- **STORED DATA**:
================================
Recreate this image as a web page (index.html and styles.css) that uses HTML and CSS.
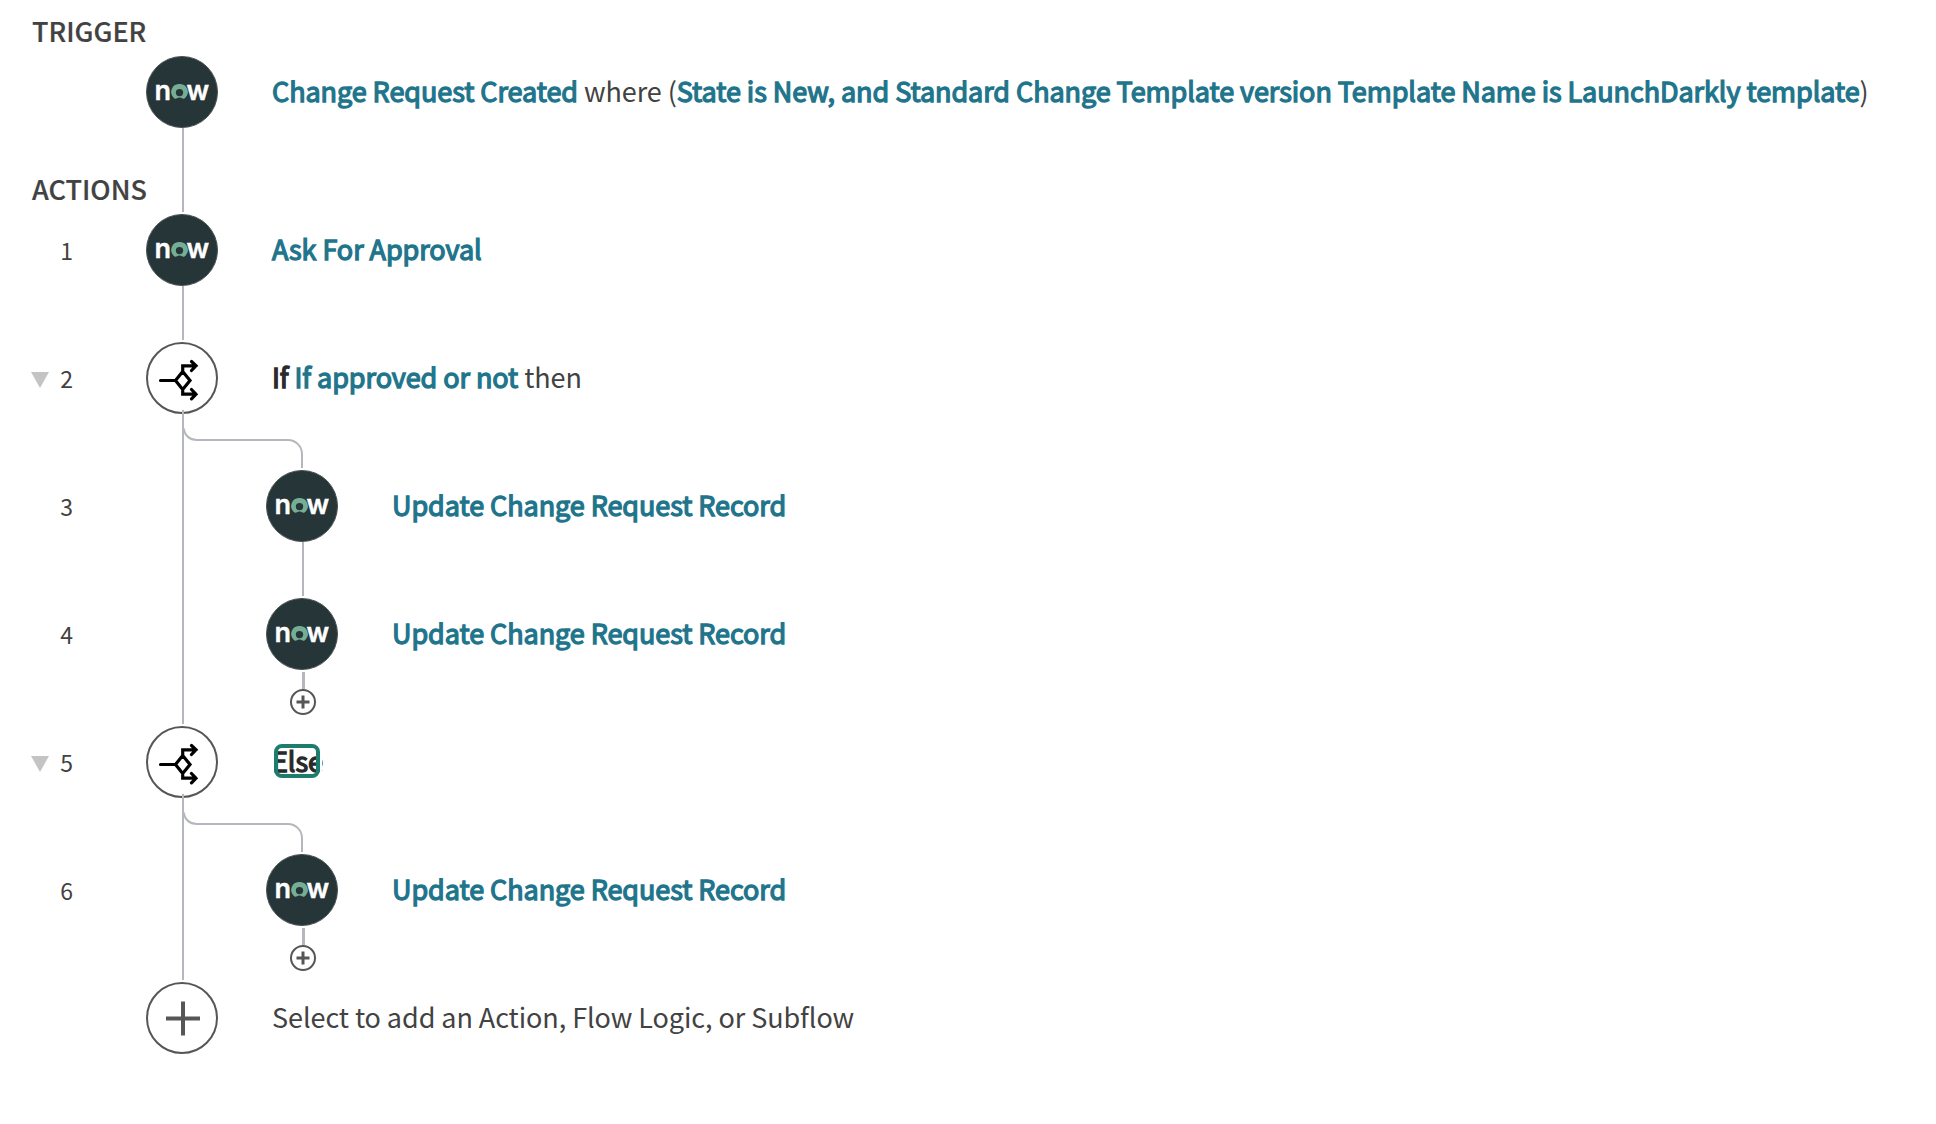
================================
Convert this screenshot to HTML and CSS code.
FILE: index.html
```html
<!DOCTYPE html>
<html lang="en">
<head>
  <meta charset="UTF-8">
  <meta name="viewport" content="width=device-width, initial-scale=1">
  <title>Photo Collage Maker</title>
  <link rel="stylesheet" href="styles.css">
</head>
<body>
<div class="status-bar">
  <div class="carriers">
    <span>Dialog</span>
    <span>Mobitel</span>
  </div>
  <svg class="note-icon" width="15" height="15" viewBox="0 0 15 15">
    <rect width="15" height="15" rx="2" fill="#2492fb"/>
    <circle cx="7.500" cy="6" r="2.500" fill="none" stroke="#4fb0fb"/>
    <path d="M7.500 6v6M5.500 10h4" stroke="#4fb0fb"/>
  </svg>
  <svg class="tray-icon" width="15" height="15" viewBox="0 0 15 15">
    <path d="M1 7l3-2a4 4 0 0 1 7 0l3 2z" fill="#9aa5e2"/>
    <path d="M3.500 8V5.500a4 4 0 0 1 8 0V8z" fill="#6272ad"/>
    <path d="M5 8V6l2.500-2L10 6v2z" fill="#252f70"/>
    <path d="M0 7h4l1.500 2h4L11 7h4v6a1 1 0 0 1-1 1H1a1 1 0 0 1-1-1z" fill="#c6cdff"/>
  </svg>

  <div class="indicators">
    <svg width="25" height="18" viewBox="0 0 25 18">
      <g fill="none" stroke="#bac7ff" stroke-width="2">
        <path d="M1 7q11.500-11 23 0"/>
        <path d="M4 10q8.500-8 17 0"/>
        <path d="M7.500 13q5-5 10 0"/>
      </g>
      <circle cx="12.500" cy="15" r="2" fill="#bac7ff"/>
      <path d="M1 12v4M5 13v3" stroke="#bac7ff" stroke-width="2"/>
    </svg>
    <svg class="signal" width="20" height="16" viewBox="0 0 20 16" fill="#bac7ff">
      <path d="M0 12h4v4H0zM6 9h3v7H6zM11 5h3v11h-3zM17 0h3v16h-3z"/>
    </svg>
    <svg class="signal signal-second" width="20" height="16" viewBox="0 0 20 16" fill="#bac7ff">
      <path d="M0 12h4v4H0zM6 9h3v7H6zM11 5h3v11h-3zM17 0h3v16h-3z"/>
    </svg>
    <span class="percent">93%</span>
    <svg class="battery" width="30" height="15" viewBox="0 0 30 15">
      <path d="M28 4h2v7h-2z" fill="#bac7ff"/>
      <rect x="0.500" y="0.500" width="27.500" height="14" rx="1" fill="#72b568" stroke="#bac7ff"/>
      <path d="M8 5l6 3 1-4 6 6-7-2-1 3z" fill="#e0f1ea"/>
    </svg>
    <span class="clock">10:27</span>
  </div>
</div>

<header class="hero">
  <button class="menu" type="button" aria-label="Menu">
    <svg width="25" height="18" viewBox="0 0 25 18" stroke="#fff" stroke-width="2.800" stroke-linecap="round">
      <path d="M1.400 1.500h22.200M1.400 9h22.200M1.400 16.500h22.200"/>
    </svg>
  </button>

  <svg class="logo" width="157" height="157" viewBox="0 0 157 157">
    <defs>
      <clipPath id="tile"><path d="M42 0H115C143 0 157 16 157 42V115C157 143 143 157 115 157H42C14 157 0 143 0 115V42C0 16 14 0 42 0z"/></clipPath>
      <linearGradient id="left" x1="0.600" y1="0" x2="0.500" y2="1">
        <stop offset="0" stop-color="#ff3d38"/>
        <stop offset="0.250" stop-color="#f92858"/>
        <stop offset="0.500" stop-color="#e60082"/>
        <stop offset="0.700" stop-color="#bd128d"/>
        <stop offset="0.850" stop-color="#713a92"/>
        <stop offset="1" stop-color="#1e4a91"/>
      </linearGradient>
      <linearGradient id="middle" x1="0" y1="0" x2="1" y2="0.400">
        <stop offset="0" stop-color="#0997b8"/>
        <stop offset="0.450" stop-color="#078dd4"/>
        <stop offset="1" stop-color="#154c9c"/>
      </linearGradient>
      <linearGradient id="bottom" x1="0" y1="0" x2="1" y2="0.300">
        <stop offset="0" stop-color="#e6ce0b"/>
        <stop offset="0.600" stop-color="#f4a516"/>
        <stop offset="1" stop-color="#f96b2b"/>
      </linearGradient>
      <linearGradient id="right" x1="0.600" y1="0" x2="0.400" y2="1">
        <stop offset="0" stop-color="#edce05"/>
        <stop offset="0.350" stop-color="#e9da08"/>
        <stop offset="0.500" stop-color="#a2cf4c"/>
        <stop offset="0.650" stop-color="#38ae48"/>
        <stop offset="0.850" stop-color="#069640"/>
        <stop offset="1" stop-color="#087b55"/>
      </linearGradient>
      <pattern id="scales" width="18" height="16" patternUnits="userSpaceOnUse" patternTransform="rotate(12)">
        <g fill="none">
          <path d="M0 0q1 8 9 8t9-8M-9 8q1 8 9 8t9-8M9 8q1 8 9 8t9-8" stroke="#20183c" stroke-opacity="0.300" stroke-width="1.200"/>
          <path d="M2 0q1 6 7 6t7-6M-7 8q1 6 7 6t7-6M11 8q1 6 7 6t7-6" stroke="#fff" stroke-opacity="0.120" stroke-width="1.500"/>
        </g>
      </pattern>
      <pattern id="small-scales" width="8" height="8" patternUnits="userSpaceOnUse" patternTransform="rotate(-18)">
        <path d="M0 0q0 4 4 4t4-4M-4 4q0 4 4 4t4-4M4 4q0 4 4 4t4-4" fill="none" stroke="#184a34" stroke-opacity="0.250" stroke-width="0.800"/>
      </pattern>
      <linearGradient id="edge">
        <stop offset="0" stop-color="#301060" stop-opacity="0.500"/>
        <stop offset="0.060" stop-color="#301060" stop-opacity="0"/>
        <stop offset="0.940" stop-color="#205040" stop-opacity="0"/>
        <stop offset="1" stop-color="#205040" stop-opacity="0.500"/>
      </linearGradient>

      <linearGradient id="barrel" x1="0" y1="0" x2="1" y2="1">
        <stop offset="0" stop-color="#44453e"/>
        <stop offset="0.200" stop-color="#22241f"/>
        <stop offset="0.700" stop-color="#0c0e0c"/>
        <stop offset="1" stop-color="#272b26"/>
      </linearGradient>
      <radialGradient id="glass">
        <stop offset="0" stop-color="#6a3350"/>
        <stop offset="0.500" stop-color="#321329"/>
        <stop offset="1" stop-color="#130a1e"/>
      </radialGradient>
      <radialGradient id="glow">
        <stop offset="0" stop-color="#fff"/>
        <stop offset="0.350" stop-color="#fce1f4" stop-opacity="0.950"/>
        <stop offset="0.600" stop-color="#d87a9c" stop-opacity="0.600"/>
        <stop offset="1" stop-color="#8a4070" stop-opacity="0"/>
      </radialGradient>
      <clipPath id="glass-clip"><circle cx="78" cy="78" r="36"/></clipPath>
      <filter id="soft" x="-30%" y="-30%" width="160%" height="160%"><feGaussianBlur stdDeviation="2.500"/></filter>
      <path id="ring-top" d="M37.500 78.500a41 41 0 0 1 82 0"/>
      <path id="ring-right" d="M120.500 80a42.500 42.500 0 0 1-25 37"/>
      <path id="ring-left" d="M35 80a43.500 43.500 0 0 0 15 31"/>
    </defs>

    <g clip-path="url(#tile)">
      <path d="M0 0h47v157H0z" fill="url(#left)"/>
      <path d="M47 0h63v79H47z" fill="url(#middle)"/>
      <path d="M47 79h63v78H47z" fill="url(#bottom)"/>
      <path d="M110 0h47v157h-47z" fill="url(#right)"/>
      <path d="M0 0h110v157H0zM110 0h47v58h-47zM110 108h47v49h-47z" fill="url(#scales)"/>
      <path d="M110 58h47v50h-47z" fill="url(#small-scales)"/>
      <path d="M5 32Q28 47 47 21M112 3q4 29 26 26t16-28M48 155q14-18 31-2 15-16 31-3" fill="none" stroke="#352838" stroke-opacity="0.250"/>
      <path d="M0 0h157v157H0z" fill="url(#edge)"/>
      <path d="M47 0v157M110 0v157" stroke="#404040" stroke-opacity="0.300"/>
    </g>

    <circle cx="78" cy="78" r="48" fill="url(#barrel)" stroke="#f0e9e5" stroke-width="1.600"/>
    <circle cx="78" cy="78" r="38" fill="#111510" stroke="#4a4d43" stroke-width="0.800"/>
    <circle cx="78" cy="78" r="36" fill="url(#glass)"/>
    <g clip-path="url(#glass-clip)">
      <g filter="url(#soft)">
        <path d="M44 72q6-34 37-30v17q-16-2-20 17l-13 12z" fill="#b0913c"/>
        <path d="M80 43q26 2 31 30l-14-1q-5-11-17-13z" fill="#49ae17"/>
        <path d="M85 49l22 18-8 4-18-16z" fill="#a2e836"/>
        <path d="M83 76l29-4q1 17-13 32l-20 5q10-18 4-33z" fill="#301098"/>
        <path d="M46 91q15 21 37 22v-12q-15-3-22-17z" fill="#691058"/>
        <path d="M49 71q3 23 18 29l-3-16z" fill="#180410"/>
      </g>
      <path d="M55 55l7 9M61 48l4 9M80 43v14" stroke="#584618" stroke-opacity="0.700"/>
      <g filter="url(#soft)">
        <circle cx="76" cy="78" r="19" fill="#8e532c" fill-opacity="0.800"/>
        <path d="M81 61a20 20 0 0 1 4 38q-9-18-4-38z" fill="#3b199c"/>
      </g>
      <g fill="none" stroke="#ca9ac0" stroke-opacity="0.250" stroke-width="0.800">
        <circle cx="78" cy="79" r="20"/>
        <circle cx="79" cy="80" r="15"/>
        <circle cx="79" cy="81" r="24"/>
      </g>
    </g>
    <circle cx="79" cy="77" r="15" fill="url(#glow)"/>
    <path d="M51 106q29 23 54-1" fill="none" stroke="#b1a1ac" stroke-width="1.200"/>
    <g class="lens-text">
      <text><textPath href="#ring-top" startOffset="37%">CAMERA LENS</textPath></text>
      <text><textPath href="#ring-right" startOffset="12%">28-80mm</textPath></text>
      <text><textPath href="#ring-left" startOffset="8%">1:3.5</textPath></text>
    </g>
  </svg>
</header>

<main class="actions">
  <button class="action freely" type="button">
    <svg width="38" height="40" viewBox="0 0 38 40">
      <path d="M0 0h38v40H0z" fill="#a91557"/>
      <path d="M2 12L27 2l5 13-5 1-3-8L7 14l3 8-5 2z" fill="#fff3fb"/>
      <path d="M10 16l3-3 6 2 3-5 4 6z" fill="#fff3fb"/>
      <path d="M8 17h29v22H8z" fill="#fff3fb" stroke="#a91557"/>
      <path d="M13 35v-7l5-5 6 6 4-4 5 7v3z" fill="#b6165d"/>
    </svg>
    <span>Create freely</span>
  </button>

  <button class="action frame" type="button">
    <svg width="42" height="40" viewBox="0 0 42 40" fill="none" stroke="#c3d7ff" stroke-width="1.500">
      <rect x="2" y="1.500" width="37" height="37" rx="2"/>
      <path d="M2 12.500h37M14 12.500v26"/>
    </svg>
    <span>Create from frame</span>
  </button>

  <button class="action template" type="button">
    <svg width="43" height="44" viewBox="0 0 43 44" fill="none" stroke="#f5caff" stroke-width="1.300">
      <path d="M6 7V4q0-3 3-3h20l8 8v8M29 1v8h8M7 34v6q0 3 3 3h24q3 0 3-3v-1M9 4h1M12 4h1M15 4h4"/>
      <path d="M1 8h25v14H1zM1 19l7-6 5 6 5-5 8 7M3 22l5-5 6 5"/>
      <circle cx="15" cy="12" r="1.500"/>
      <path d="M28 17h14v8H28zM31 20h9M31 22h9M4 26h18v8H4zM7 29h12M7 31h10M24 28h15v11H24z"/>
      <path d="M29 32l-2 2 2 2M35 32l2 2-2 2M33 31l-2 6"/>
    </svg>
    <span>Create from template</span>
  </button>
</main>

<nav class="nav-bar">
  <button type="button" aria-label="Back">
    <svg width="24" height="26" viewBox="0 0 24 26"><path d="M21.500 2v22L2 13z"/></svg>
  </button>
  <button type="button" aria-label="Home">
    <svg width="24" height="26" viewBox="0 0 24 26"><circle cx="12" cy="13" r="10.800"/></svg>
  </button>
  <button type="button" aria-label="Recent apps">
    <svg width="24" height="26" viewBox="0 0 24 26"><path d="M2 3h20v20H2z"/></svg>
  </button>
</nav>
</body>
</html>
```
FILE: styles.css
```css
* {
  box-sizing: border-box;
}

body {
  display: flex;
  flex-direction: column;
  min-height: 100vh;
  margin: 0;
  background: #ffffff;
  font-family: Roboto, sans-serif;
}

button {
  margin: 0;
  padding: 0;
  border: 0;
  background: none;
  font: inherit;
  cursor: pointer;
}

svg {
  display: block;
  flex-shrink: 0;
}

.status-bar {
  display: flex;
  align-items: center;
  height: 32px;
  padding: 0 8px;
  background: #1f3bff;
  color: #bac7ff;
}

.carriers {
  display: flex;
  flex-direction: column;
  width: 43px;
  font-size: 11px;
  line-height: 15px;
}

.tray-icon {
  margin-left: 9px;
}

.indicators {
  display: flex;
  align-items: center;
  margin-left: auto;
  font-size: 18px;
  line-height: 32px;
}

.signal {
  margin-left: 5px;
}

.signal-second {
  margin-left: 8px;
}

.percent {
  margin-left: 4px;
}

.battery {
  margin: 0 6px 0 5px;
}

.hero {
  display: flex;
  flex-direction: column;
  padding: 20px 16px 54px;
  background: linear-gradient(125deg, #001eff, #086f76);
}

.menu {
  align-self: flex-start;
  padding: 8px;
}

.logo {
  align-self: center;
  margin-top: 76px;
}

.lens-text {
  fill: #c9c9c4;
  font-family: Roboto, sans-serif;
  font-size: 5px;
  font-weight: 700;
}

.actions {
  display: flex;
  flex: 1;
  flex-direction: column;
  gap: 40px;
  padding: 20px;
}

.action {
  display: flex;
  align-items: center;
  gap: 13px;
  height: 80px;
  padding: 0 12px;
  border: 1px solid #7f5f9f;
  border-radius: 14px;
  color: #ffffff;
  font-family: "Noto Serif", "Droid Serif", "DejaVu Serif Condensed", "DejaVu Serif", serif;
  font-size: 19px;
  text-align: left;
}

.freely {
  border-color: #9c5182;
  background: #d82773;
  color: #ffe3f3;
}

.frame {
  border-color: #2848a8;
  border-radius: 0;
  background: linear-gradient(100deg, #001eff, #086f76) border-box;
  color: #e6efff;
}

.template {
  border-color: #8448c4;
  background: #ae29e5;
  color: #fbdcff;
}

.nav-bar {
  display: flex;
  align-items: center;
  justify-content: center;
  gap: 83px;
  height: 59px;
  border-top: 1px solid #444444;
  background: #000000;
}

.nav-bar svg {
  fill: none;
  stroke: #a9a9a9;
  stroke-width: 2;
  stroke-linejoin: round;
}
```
================================
- **WHAT IS NEEDED**:
Check each line of these records for the string "styles" and state only how many lines have it.

- **RESULT OF THIS EXERCISE**:
3